The Stendhals commissioned the painter and filmmaker Jeff Scher to do a portrait of a society friend of theirs named Susan Shin, an intellectual-property lawyer and influential charity maven. Scher filmed Shin and then “rotoscoped” the footage---projecting it one frame at a time onto a wall. He then watercolored the hundreds of resulting frames onto paper. Finally, he refilmed hundreds of these hand-painted images, much as you would film the drawings that animate a cartoon. Scher’s final project is an endlessly repeating three-minute film---or loop---of Shin, flickering, shimmering and changing colors appealingly, if not exactly momentously. (There is a point when Shin smiles that could be called the climax.) Granted, she’s no Jessica Rabbit, and the film’s facture is a bit amateurish, but the effect is flattering in its own way.

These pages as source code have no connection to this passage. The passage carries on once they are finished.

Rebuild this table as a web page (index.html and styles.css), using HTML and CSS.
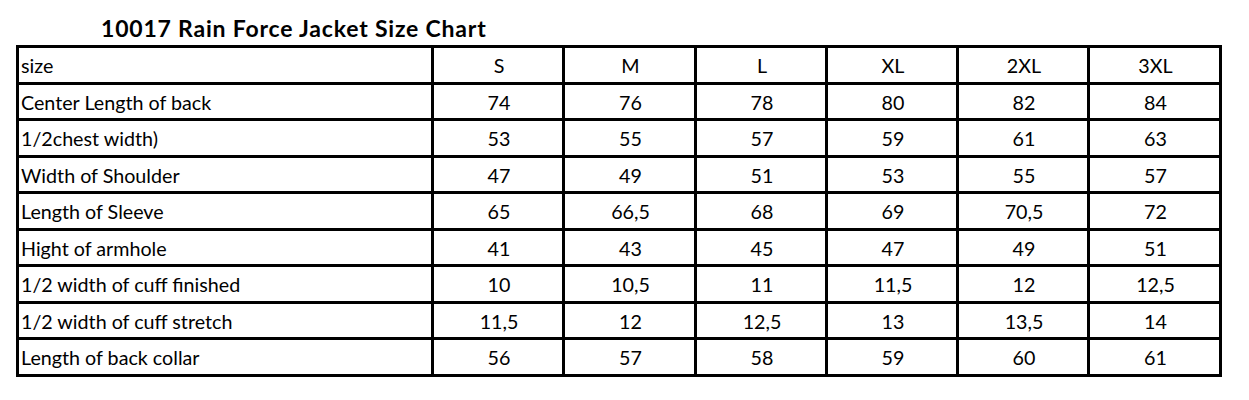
FILE: index.html
```html
<!DOCTYPE html>
<html>
<head>
<meta charset="utf-8">
<link rel="stylesheet" href="styles.css">
</head>
<body>
<div class="page">
  <h1 class="title">10017 Rain Force Jacket Size Chart</h1>
  <table class="chart">
    <colgroup>
      <col class="c-label"><col class="c-a"><col class="c-b"><col class="c-a"><col class="c-a"><col class="c-a"><col class="c-c">
    </colgroup>
    <tbody>
      <tr><td>size</td><td>S</td><td>M</td><td>L</td><td>XL</td><td>2XL</td><td>3XL</td></tr>
      <tr><td>Center Length of back</td><td>74</td><td>76</td><td>78</td><td>80</td><td>82</td><td>84</td></tr>
      <tr><td>1/2chest width)</td><td>53</td><td>55</td><td>57</td><td>59</td><td>61</td><td>63</td></tr>
      <tr><td>Width of Shoulder</td><td>47</td><td>49</td><td>51</td><td>53</td><td>55</td><td>57</td></tr>
      <tr><td>Length of Sleeve</td><td>65</td><td>66,5</td><td>68</td><td>69</td><td>70,5</td><td>72</td></tr>
      <tr><td>Hight of armhole</td><td>41</td><td>43</td><td>45</td><td>47</td><td>49</td><td>51</td></tr>
      <tr><td>1/2 width of cuff finished</td><td>10</td><td>10,5</td><td>11</td><td>11,5</td><td>12</td><td>12,5</td></tr>
      <tr><td>1/2 width of cuff stretch</td><td>11,5</td><td>12</td><td>12,5</td><td>13</td><td>13,5</td><td>14</td></tr>
      <tr><td>Length of back collar</td><td>56</td><td>57</td><td>58</td><td>59</td><td>60</td><td>61</td></tr>
    </tbody>
  </table>
</div>
</body>
</html>
```
FILE: styles.css
```css
html, body {
  margin: 0;
  padding: 0;
  background: #ffffff;
}
.page {
  padding: 16px 0 0 16px;
  font-family: "Lato", "Liberation Sans", sans-serif;
  color: #000;
}
.title {
  margin: 0 0 5px 85px;
  font-size: 23px;
  letter-spacing: 0.8px;
  font-weight: 700;
  line-height: 24px;
  height: 24px;
}
.chart {
  border-collapse: collapse;
  table-layout: fixed;
  width: 1204px;
}
.c-label { width: 415px; }
.c-a { width: 131px; }
.c-b { width: 132px; }
.c-c { width: 132px; }
.chart td {
  border: 3px solid #000;
  height: 30.5px;
  padding: 3px 0 0 2px;
  font-size: 19.7px;
  line-height: 20px;
  text-align: center;
  vertical-align: middle;
  white-space: nowrap;
}
.chart td:first-child {
  text-align: left;
}
```
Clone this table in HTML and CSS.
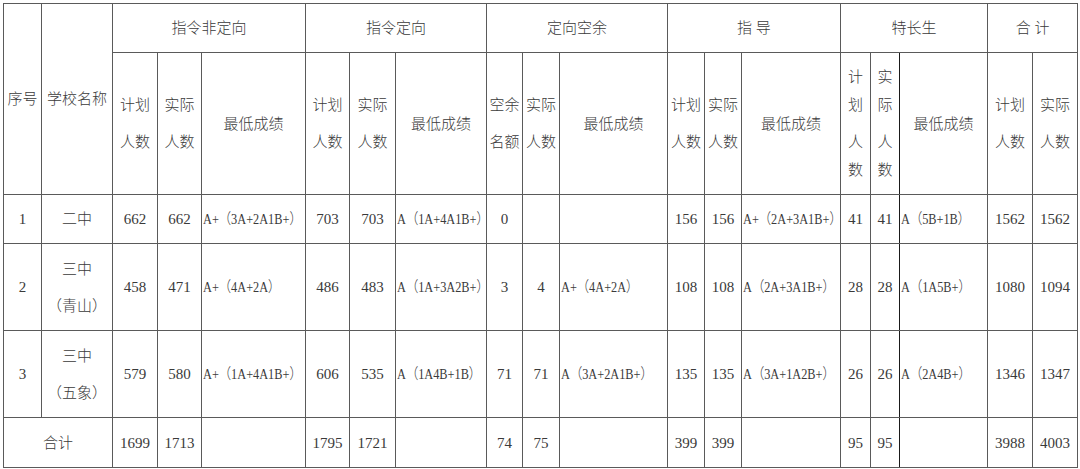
FILE: index.html
```html
<!DOCTYPE html>
<html lang="zh-CN">
<head>
<meta charset="utf-8">
<title>招生录取统计表</title>
<link rel="stylesheet" href="styles.css">
</head>
<body>
<table class="grid">
  <colgroup>
    <col class="w38"><col class="w71">
    <col class="w45"><col class="w44"><col class="w104">
    <col class="w44"><col class="w46"><col class="w91">
    <col class="w36"><col class="w37"><col class="w108">
    <col class="w37"><col class="w37"><col class="w99">
    <col class="w30"><col class="w29"><col class="w88">
    <col class="w45"><col class="w45">
  </colgroup>
  <tr class="rh1">
    <td rowspan="2">序号</td>
    <td rowspan="2">学校名称</td>
    <td colspan="3">指令非定向</td>
    <td colspan="3">指令定向</td>
    <td colspan="3">定向空余</td>
    <td colspan="3">指&nbsp;导</td>
    <td colspan="3">特长生</td>
    <td colspan="2">合&nbsp;计</td>
  </tr>
  <tr class="rh2">
    <td><p>计划</p><p>人数</p></td>
    <td><p>实际</p><p>人数</p></td>
    <td>最低成绩</td>
    <td><p>计划</p><p>人数</p></td>
    <td><p>实际</p><p>人数</p></td>
    <td>最低成绩</td>
    <td><p>空余</p><p>名额</p></td>
    <td><p>实际</p><p>人数</p></td>
    <td>最低成绩</td>
    <td><p>计划</p><p>人数</p></td>
    <td><p>实际</p><p>人数</p></td>
    <td>最低成绩</td>
    <td class="narrow"><p>计划</p><p>人数</p></td>
    <td class="narrow dr"><p>实际</p><p>人数</p></td>
    <td class="dl">最低成绩</td>
    <td><p>计划</p><p>人数</p></td>
    <td><p>实际</p><p>人数</p></td>
  </tr>
  <tr class="rd1">
    <td>1</td>
    <td>二中</td>
    <td>662</td><td>662</td><td class="g"><span class="gt">A+（3A+2A1B+）</span></td>
    <td>703</td><td>703</td><td class="g"><span class="gt">A（1A+4A1B+）</span></td>
    <td>0</td><td></td><td class="g"></td>
    <td>156</td><td>156</td><td class="g"><span class="gt">A+（2A+3A1B+）</span></td>
    <td>41</td><td class="dr">41</td><td class="g dl"><span class="gt">A（5B+1B）</span></td>
    <td>1562</td><td>1562</td>
  </tr>
  <tr class="rd2">
    <td>2</td>
    <td><p>三中</p><p>（青山）</p></td>
    <td>458</td><td>471</td><td class="g"><span class="gt">A+（4A+2A）</span></td>
    <td>486</td><td>483</td><td class="g"><span class="gt">A（1A+3A2B+）</span></td>
    <td>3</td><td>4</td><td class="g"><span class="gt">A+（4A+2A）</span></td>
    <td>108</td><td>108</td><td class="g"><span class="gt">A（2A+3A1B+）</span></td>
    <td>28</td><td class="dr">28</td><td class="g dl"><span class="gt">A（1A5B+）</span></td>
    <td>1080</td><td>1094</td>
  </tr>
  <tr class="rd2">
    <td>3</td>
    <td><p>三中</p><p>（五象）</p></td>
    <td>579</td><td>580</td><td class="g"><span class="gt">A+（1A+4A1B+）</span></td>
    <td>606</td><td>535</td><td class="g"><span class="gt">A（1A4B+1B）</span></td>
    <td>71</td><td>71</td><td class="g"><span class="gt">A（3A+2A1B+）</span></td>
    <td>135</td><td>135</td><td class="g"><span class="gt">A（3A+1A2B+）</span></td>
    <td>26</td><td class="dr">26</td><td class="g dl"><span class="gt">A（2A4B+）</span></td>
    <td>1346</td><td>1347</td>
  </tr>
  <tr class="rt">
    <td colspan="2">合计</td>
    <td>1699</td><td>1713</td><td class="g"></td>
    <td>1795</td><td>1721</td><td class="g"></td>
    <td>74</td><td>75</td><td class="g"></td>
    <td>399</td><td>399</td><td class="g"></td>
    <td>95</td><td class="dr">95</td><td class="g dl"></td>
    <td>3988</td><td>4003</td>
  </tr>
</table>
</body>
</html>
```

FILE: styles.css
```css
html, body {
  margin: 0;
  padding: 0;
  background: #ffffff;
}

.grid {
  margin: 3px 0 0 3px;
  border-collapse: collapse;
  table-layout: fixed;
  width: 1074px;
  font-family: "Liberation Serif", "Noto Sans CJK SC", serif;
  font-size: 15px;
  font-weight: 300;
  color: #3a3a3a;
}

.grid td {
  border: 1px solid #5a5a5a;
  padding: 0 2px;
  text-align: center;
  vertical-align: middle;
  line-height: 28px;
  white-space: normal;
}

.grid p {
  margin: 0;
  line-height: 28px;
}

.grid p + p {
  margin-top: 9px;
}

.grid td.g {
  text-align: left;
  padding: 0 0 0 1px;
  white-space: nowrap;
}

.gt {
  display: inline-block;
  transform: scaleX(0.82);
  transform-origin: left center;
  margin-right: -22px;
}

.grid td.dl {
  border-left-color: #1a1a1a;
}

.grid td.dr {
  border-right-color: #1a1a1a;
}

.rh1 { height: 49px; }
.rh2 { height: 142px; }
.rd1 { height: 49px; }
.rd2 { height: 87px; }
.rt  { height: 50px; }

.w29 { width: 29px; }
.w30 { width: 30px; }
.w36 { width: 36px; }
.w37 { width: 37px; }
.w38 { width: 38px; }
.w44 { width: 44px; }
.w45 { width: 45px; }
.w46 { width: 46px; }
.w71 { width: 71px; }
.w88 { width: 88px; }
.w91 { width: 91px; }
.w99 { width: 99px; }
.w104 { width: 104px; }
.w108 { width: 108px; }
```
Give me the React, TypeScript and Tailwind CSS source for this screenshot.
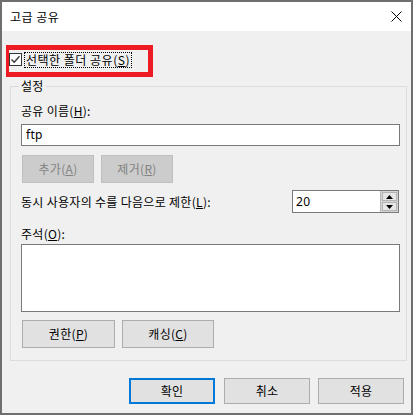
import React from "react";

const font = { fontFamily: '"Noto Sans CJK KR", "Noto Sans", sans-serif' };

function Btn({ children, w, disabled, primary }: { children: React.ReactNode; w: string; disabled?: boolean; primary?: boolean }) {
  const base = "h-full flex items-center justify-center text-[12px] leading-none tracking-[0.3px]";
  let cls = "border border-[#adadad] bg-[#e1e1e1] text-black";
  if (disabled) cls = "border border-[#bfbfbf] bg-[#cccccc] text-[#838383]";
  if (primary) cls = "border-2 border-[#0078d7] bg-[#e1e1e1] text-black";
  return <div className={`${base} ${cls} ${w}`}>{children}</div>;
}

export default function App() {
  return (
    <div className="w-[414px] h-[417px] bg-white overflow-hidden" style={font}>
      <div className="w-[413px] h-[415px] border-2 border-[#6f6f6f] bg-[#f0f0f0] flex flex-col">
        {/* title bar */}
        <div className="h-[29px] bg-white flex items-center justify-between pl-[8px] pr-[8px] shrink-0">
          <span className="text-[12px] tracking-[0.5px] text-black">고급 공유</span>
          <svg width="11" height="11" viewBox="0 0 11 11" className="mr-[1px]">
            <path d="M0.5 0.5 L10.5 10.5 M10.5 0.5 L0.5 10.5" stroke="#000" strokeWidth="1" />
          </svg>
        </div>

        {/* red highlighted checkbox */}
        <div className="ml-[4px] mt-[14px] w-[147px] h-[32px] border-t-[5px] border-l-[3px] border-r-[5px] border-b-[5px] border-[#ed1c24] flex items-start pt-[3px]">
          <div className="w-[13px] h-[13px] border border-[#333333] bg-white flex items-center justify-center">
            <svg width="11" height="11" viewBox="0 0 11 11">
              <path d="M1.5 5.5 L4.2 8.3 L9.5 2.2" stroke="#333" strokeWidth="1.3" fill="none" />
            </svg>
          </div>
          <div className="ml-[2px] -mt-[1px] h-[16px] px-[1px] border border-dotted border-black flex items-center text-[12px] leading-none tracking-[0.5px] text-black">
            선택한 폴더 공유(<u>S</u>)
          </div>
        </div>

        {/* group box */}
        <div className="relative ml-[8px] mt-[9px] w-[397px] h-[275px] border border-[#dcdcdc] pl-[10px] pr-[6px] flex flex-col tracking-[0.3px]">
          <span className="absolute -top-[9px] left-[8px] bg-[#f0f0f0] px-[2px] text-[12px] leading-[16px] text-black">설정</span>

          <div className="mt-[16px] h-[16px] flex items-center text-[12px] text-black">
            공유 이름(<u>H</u>):
          </div>
          <div className="mt-[5px] h-[22px] border border-[#7a7a7a] bg-white flex items-center px-[4px] text-[12px] text-black" style={{ fontFamily: '"Noto Sans", "Noto Sans CJK KR", sans-serif' }}>
            ftp
          </div>

          <div className="mt-[9px] h-[28px] ml-[1px] flex gap-[7px]">
            <Btn w="w-[72px]" disabled>추가(<u>A</u>)</Btn>
            <Btn w="w-[72px]" disabled>제거(<u>R</u>)</Btn>
          </div>

          <div className="mt-[7px] h-[23px] flex items-center justify-between pr-[1px]">
            <span className="text-[12px] text-black">동시 사용자의 수를 다음으로 제한(<u>L</u>):</span>
            <div className="w-[107px] h-full border border-[#7a7a7a] bg-white flex">
              <div className="flex-1 flex items-center pl-[3px] text-[12px] text-black" style={{ fontFamily: '"Noto Sans", sans-serif' }}>20</div>
              <div className="w-[18px] flex flex-col gap-[1px] bg-[#d4d4d4] border-l border-[#b8b8b8] p-[1px]">
                <div className="flex-1 bg-[#e6e6e6] border border-[#b4b4b4] flex items-center justify-center">
                  <svg width="7" height="4" viewBox="0 0 7 4"><path d="M0 4 L3.5 0 L7 4 Z" fill="#000" /></svg>
                </div>
                <div className="flex-1 bg-[#e6e6e6] border border-[#b4b4b4] flex items-center justify-center">
                  <svg width="7" height="4" viewBox="0 0 7 4"><path d="M0 0 L3.5 4 L7 0 Z" fill="#000" /></svg>
                </div>
              </div>
            </div>
          </div>

          <div className="mt-[13px] h-[16px] flex items-center text-[12px] text-black">
            주석(<u>O</u>):
          </div>
          <div className="mt-[2px] h-[68px] border border-[#7a7a7a] bg-white"></div>

          <div className="mt-[8px] h-[28px] ml-[1px] flex gap-[7px]">
            <Btn w="w-[93px]">권한(<u>P</u>)</Btn>
            <Btn w="w-[92px]">캐싱(<u>C</u>)</Btn>
          </div>
        </div>

        {/* bottom buttons */}
        <div className="mt-[17px] h-[26px] flex justify-end gap-[9px] pr-[7px]">
          <Btn w="w-[86px]" primary>확인</Btn>
          <div className="flex gap-[8px] h-full">
            <Btn w="w-[86px]">취소</Btn>
            <Btn w="w-[86px]">적용</Btn>
          </div>
        </div>
      </div>
    </div>
  );
}
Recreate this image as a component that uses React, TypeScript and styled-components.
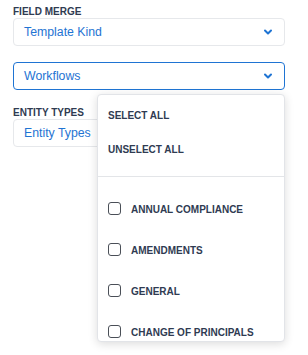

Not that facture has much to do with the Stendhals’ master plan. The point of the portrait---a gift to Shin---was to create a market sensation. And Shin was, for Harry Stendhal, the perfect loss leader, since she is “an icon of the times,” he wrote on a Web site he created for her. “She is glamorous and much sought after in New York, London, Paris, you name it.”

The Stendhals say they are now pleased to announce that clients are lining up to pay $25,000 for their own animated portraits (with the original frames included). Scher recently finished a birthday portrait for a client Maya Stendhal describes as “a 20-year-old daughter of art collectors from Miami.” In this work, “the motion was subtler, more intimate,” Stendhal notes. “It’s more like a motion portrait of Mona Lisa.” The artist is now working on a portrait of the actor Gabriel Byrne. After Byrne, Stendhal says, you’ll simply have to get on the waiting list.